### Problem
For every line in the data below that contains "screenshot", copy the line.
Start Source material
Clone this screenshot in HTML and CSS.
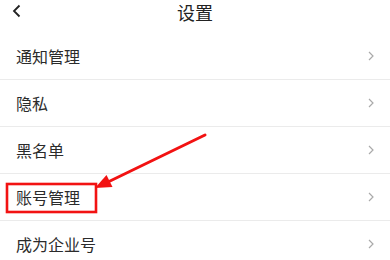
FILE: index.html
```html
<!DOCTYPE html>
<html lang="zh-CN">
<head>
    <meta charset="UTF-8">
    <meta name="viewport" content="width=device-width, initial-scale=1.0">
    <title>设置</title>
    <link rel="stylesheet" href="styles.css">
</head>
<body>
    <div class="page">
        <div class="topbar">
            <svg class="back" width="10" height="14" viewBox="0 0 10 14">
                <path d="M7.5 1.5 L2 7 L7.5 12.5" fill="none" stroke="#222" stroke-width="1.8"/>
            </svg>
            <h1 class="title">设置</h1>
        </div>

        <ul class="menu">
            <li class="item"><span>通知管理</span><svg class="arrow" width="8" height="12" viewBox="0 0 8 12"><path d="M2 2 L6 6 L2 10" fill="none" stroke="#aaa" stroke-width="1.2"/></svg></li>
            <li class="item"><span>隐私</span><svg class="arrow" width="8" height="12" viewBox="0 0 8 12"><path d="M2 2 L6 6 L2 10" fill="none" stroke="#aaa" stroke-width="1.2"/></svg></li>
            <li class="item"><span>黑名单</span><svg class="arrow" width="8" height="12" viewBox="0 0 8 12"><path d="M2 2 L6 6 L2 10" fill="none" stroke="#aaa" stroke-width="1.2"/></svg></li>
            <li class="item"><span>账号管理</span><svg class="arrow" width="8" height="12" viewBox="0 0 8 12"><path d="M2 2 L6 6 L2 10" fill="none" stroke="#aaa" stroke-width="1.2"/></svg></li>
            <li class="item"><span>成为企业号</span><svg class="arrow" width="8" height="12" viewBox="0 0 8 12"><path d="M2 2 L6 6 L2 10" fill="none" stroke="#aaa" stroke-width="1.2"/></svg></li>
        </ul>

        <!-- marcação vermelha por cima -->
        <svg class="mark" width="390" height="260" viewBox="0 0 390 260">
            <rect x="7" y="184" width="89" height="28" fill="none" stroke="#f21212" stroke-width="2.6"/>
            <line x1="205" y1="135" x2="108" y2="182" stroke="#f21212" stroke-width="3" stroke-linecap="round"/>
            <polygon points="95,188 106.5,175 112.5,187" fill="#f21212"/>
        </svg>
    </div>
</body>
</html>
```

FILE: styles.css
```css
body {
    margin: 0;
    background: #fff;
    font-family: "Noto Sans CJK SC", "Noto Sans", sans-serif;
    color: #2b2b2b;
}

.page {
    position: relative;
    width: 390px;
    height: 260px;
    overflow: hidden;
}

.topbar {
    position: relative;
    height: 33px;
    display: flex;
    justify-content: center;
}

.back {
    position: absolute;
    left: 12px;
    top: 4px;
}

.title {
    margin: 0;
    font-size: 18px;
    font-weight: normal;
    line-height: 24px;
    color: #222;
}

.menu {
    list-style-type: none;
    margin: 0;
    padding: 0;
}

.item {
    height: 46px;
    border-bottom: 1px solid #ebebeb;
    padding: 0 16px;
    display: flex;
    justify-content: space-between;
    align-items: center;
    font-size: 16px;
}

.arrow {
    margin-right: -1px;
}

.mark {
    position: absolute;
    left: 0;
    top: 0;
}
```
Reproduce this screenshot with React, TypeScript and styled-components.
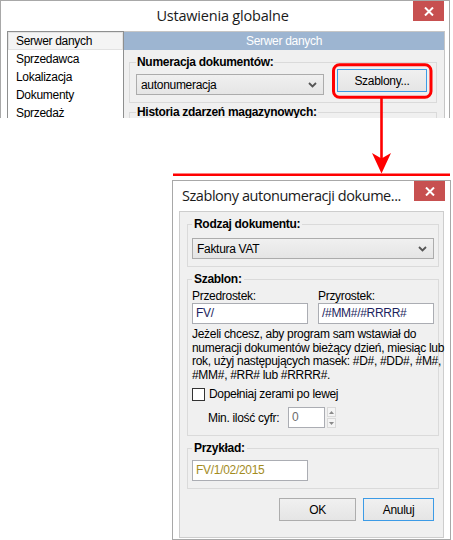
import React from "react";
import styled, { createGlobalStyle } from "styled-components";

const GlobalStyle = createGlobalStyle`
  html, body { margin: 0; padding: 0; background: #ffffff; }
  body {
    font-family: "Liberation Sans", Arial, sans-serif;
    font-size: 12px;
    letter-spacing: -0.3px;
    color: #000;
  }
  *, *::before, *::after { box-sizing: border-box; }
`;

const Page = styled.div`
  position: relative;
  width: 453px;
  height: 540px;
  overflow: hidden;
  background: #fff;
`;

const Window = styled.div`
  background: #ffffff;
  border: 1px solid #a8a8a8;
  display: flex;
  flex-direction: column;
`;

const MainWindow = styled(Window)`
  width: 450px;
  height: 118px;
  border-bottom: none;
  overflow: hidden;
`;

const DialogWindow = styled(Window)`
  width: 279px;
  height: 360px;
  margin: 62px 0 0 172px;
`;

const TitleBar = styled.div<{ $center?: boolean }>`
  height: 30px;
  flex: none;
  display: grid;
  grid-template-columns: ${(p) => (p.$center ? "minmax(0,1fr) auto minmax(0,1fr)" : "minmax(0,1fr) auto")};
  align-items: start;
  padding-right: 5px;
  padding-left: ${(p) => (p.$center ? "0" : "9px")};
`;

const TitleText = styled.div<{ $center?: boolean }>`
  grid-column: ${(p) => (p.$center ? "2" : "1")};
  font-family: "Open Sans", "Noto Sans", sans-serif;
  font-size: 14.5px;
  letter-spacing: ${(p) => (p.$center ? "-0.2px" : "-0.45px")};
  color: #1a1a1a;
  line-height: 30px;
  white-space: nowrap;
`;

const CloseButton = styled.div`
  grid-column: -2;
  justify-self: end;
  width: 31px;
  height: 20px;
  background: #c75050;
  display: flex;
  align-items: center;
  justify-content: center;
`;

const MainClient = styled.div`
  display: flex;
  width: 438px;
  margin-left: 6px;
  flex: 1;
  min-height: 0;
`;

const NavList = styled.div`
  width: 117px;
  flex: none;
  background: #ffffff;
  border: 1px solid #8e8f8f;
  border-bottom: none;
`;

const NavItem = styled.div<{ $selected?: boolean }>`
  height: 18px;
  line-height: 16px;
  padding-left: 7px;
  border: 1px solid ${(p) => (p.$selected ? "#e2e2e2" : "transparent")};
  background: ${(p) => (p.$selected ? "#f4f4f4" : "transparent")};
  white-space: nowrap;
`;

const RightPanel = styled.div`
  flex: 1;
  background: #f0f0f0;
  border-top: 1px solid #c6c6c6;
  border-right: 1px solid #c6c6c6;
  display: flex;
  flex-direction: column;
  padding: 0 7px 0 5px;
`;

const PanelHeader = styled.div`
  height: 18px;
  margin: 0 -7px 0 -5px;
  background: #9db5d1;
  color: #ffffff;
  text-align: center;
  line-height: 18px;
  flex: none;
`;

const Group = styled.fieldset<{ $pad: string; $mt: number }>`
  margin: ${(p) => p.$mt}px 0 0 0;
  border: 1px solid #dadada;
  padding: ${(p) => p.$pad};
  min-width: 0;
  flex: none;
`;

const Legend = styled.legend<{ $pad?: number }>`
  font-weight: bold;
  line-height: 14px;
  padding: 0 ${(p) => p.$pad ?? 2}px;
  white-space: nowrap;
`;

const ControlRow = styled.div`
  display: flex;
  align-items: flex-start;
  gap: 13px;
`;

const Combo = styled.div<{ $w?: number; $mt?: number }>`
  width: ${(p) => (p.$w ? `${p.$w}px` : "auto")};
  height: 21px;
  margin-top: ${(p) => p.$mt ?? 0}px;
  border: 1px solid #acacac;
  background: linear-gradient(#f0f0f0, #e5e5e5);
  display: flex;
  align-items: center;
  justify-content: space-between;
  padding: 0 6px 0 4px;
`;

const PushButton = styled.div<{ $w: number; $focus?: boolean }>`
  width: ${(p) => p.$w}px;
  height: 23px;
  border: 1px solid ${(p) => (p.$focus ? "#3c9be6" : "#adadad")};
  background: linear-gradient(#f0f0f0, #e5e5e5);
  display: flex;
  align-items: center;
  justify-content: center;
  color: #000;
`;

const DialogClient = styled.div`
  flex: 1;
  margin: 0 6px 1px 6px;
  border: 1px solid #cdcdcd;
  background: #f0f0f0;
  padding: 5px 4px 0 7px;
  display: flex;
  flex-direction: column;
`;

const TwoCols = styled.div`
  display: grid;
  grid-template-columns: 116px 116px;
  column-gap: 10px;
`;

const Field = styled.div`
  display: flex;
  flex-direction: column;
`;

const Label = styled.div`
  line-height: 14px;
  white-space: nowrap;
`;

const TextInput = styled.div<{ $w?: number; $color?: string }>`
  width: ${(p) => (p.$w ? `${p.$w}px` : "100%")};
  height: 21px;
  background: #ffffff;
  border: 1px solid #abadb3;
  padding-left: 3px;
  line-height: 19px;
  color: ${(p) => p.$color ?? "#1c1f5e"};
  white-space: nowrap;
`;

const Help = styled.p`
  margin: 4px 0 0 0;
  line-height: 13.6px;
  color: #000;
  white-space: nowrap;
`;

const CheckRow = styled.div`
  display: flex;
  align-items: center;
  gap: 4px;
  margin-top: 5px;
  height: 14px;
`;

const CheckBox = styled.div`
  width: 13px;
  height: 13px;
  border: 1px solid #333333;
  background: #ffffff;
`;

const SpinRow = styled.div`
  display: flex;
  align-items: center;
  margin-top: 6px;
  padding-left: 16px;
`;

const SpinLabel = styled.div`
  width: 80px;
  white-space: nowrap;
`;

const Spinner = styled.div`
  width: 9px;
  height: 21px;
  margin-left: 2px;
  display: flex;
  flex-direction: column;
  gap: 1px;
`;

const SpinPart = styled.div`
  flex: 1;
  border: 1px solid #d9d9d9;
  background: #f4f4f4;
  display: flex;
  align-items: center;
  justify-content: center;
`;

const ButtonRow = styled.div`
  display: flex;
  justify-content: flex-end;
  gap: 7px;
  margin: 9px 5px 0 0;
`;

const Overlay = styled.svg`
  position: absolute;
  left: 0;
  top: 0;
  pointer-events: none;
`;

const Chevron = () => (
  <svg width="9" height="6" viewBox="0 0 9 6">
    <polyline points="1,1 4.5,4.5 8,1" fill="none" stroke="#555" strokeWidth="1.8" />
  </svg>
);

const CloseX = () => (
  <svg width="10" height="9" viewBox="0 0 10 9">
    <path d="M1 0.5 L9 8.5 M9 0.5 L1 8.5" stroke="#fff" strokeWidth="2" />
  </svg>
);

const Tri = ({ up }: { up?: boolean }) => (
  <svg width="5" height="3" viewBox="0 0 5 3">
    <polygon points={up ? "0,3 5,3 2.5,0" : "0,0 5,0 2.5,3"} fill="#8a8a8a" />
  </svg>
);

export default function App() {
  return (
    <Page>
      <GlobalStyle />
      <MainWindow>
        <TitleBar $center>
          <TitleText $center>Ustawienia globalne</TitleText>
          <CloseButton>
            <CloseX />
          </CloseButton>
        </TitleBar>
        <MainClient>
          <NavList>
            <NavItem $selected>Serwer danych</NavItem>
            <NavItem>Sprzedawca</NavItem>
            <NavItem>Lokalizacja</NavItem>
            <NavItem>Dokumenty</NavItem>
            <NavItem>Sprzedaż</NavItem>
          </NavList>
          <RightPanel>
            <PanelHeader>Serwer danych</PanelHeader>
            <Group $mt={5} $pad="0 6px 7px 6px">
              <Legend $pad={1}>Numeracja dokumentów:</Legend>
              <ControlRow>
                <Combo $w={188} $mt={5}>
                  <span>autonumeracja</span>
                  <Chevron />
                </Combo>
                <PushButton $w={90} $focus>
                  Szablony...
                </PushButton>
              </ControlRow>
            </Group>
            <Group $mt={2} $pad="0 6px 7px 6px">
              <Legend $pad={1}>Historia zdarzeń magazynowych:</Legend>
            </Group>
          </RightPanel>
        </MainClient>
      </MainWindow>

      <DialogWindow>
        <TitleBar>
          <TitleText>Szablony autonumeracji dokume...</TitleText>
          <CloseButton>
            <CloseX />
          </CloseButton>
        </TitleBar>
        <DialogClient>
          <Group $mt={0} $pad="7px 4px 7px 4px">
            <Legend>Rodzaj dokumentu:</Legend>
            <Combo>
              <span>Faktura VAT</span>
              <Chevron />
            </Combo>
          </Group>
          <Group $mt={5} $pad="3px 4px 7px 4px">
            <Legend>Szablon:</Legend>
            <TwoCols>
              <Field>
                <Label>Przedrostek:</Label>
                <TextInput>FV/</TextInput>
              </Field>
              <Field>
                <Label>Przyrostek:</Label>
                <TextInput>/#MM#/#RRRR#</TextInput>
              </Field>
            </TwoCols>
            <Help>
              Jeżeli chcesz, aby program sam wstawiał do
              <br />
              numeracji dokumentów bieżący dzień, miesiąc lub
              <br />
              rok, użyj następujących masek: #D#, #DD#, #M#,
              <br />
              #MM#, #RR# lub #RRRR#.
            </Help>
            <CheckRow>
              <CheckBox />
              <span>Dopełniaj zerami po lewej</span>
            </CheckRow>
            <SpinRow>
              <SpinLabel>Min. ilość cyfr:</SpinLabel>
              <TextInput $w={37} $color="#6d6d6d">
                0
              </TextInput>
              <Spinner>
                <SpinPart>
                  <Tri up />
                </SpinPart>
                <SpinPart>
                  <Tri />
                </SpinPart>
              </Spinner>
            </SpinRow>
          </Group>
          <Group $mt={5} $pad="5px 4px 7px 4px">
            <Legend>Przykład:</Legend>
            <TextInput $w={116} $color="#a38c1f">
              FV/1/02/2015
            </TextInput>
          </Group>
          <ButtonRow>
            <PushButton $w={77}>OK</PushButton>
            <PushButton $w={71} $focus>
              Anuluj
            </PushButton>
          </ButtonRow>
        </DialogClient>
      </DialogWindow>

      <Overlay width="453" height="540" viewBox="0 0 453 540">
        <rect x="333.5" y="64.8" width="97.5" height="32.5" rx="6" fill="none" stroke="#ff0000" strokeWidth="3" />
        <line x1="381.5" y1="98" x2="381.5" y2="160" stroke="#ff0000" strokeWidth="2.6" />
        <path d="M372 153 L381.5 173.5 L391 153 L381.5 158.5 Z" fill="#ff0000" />
        <line x1="173" y1="174.7" x2="450" y2="174.7" stroke="#ff0000" strokeWidth="2.6" />
      </Overlay>
    </Page>
  );
}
End Source material
### Answer
Clone this screenshot in HTML and CSS.
Reproduce this screenshot with React, TypeScript and styled-components.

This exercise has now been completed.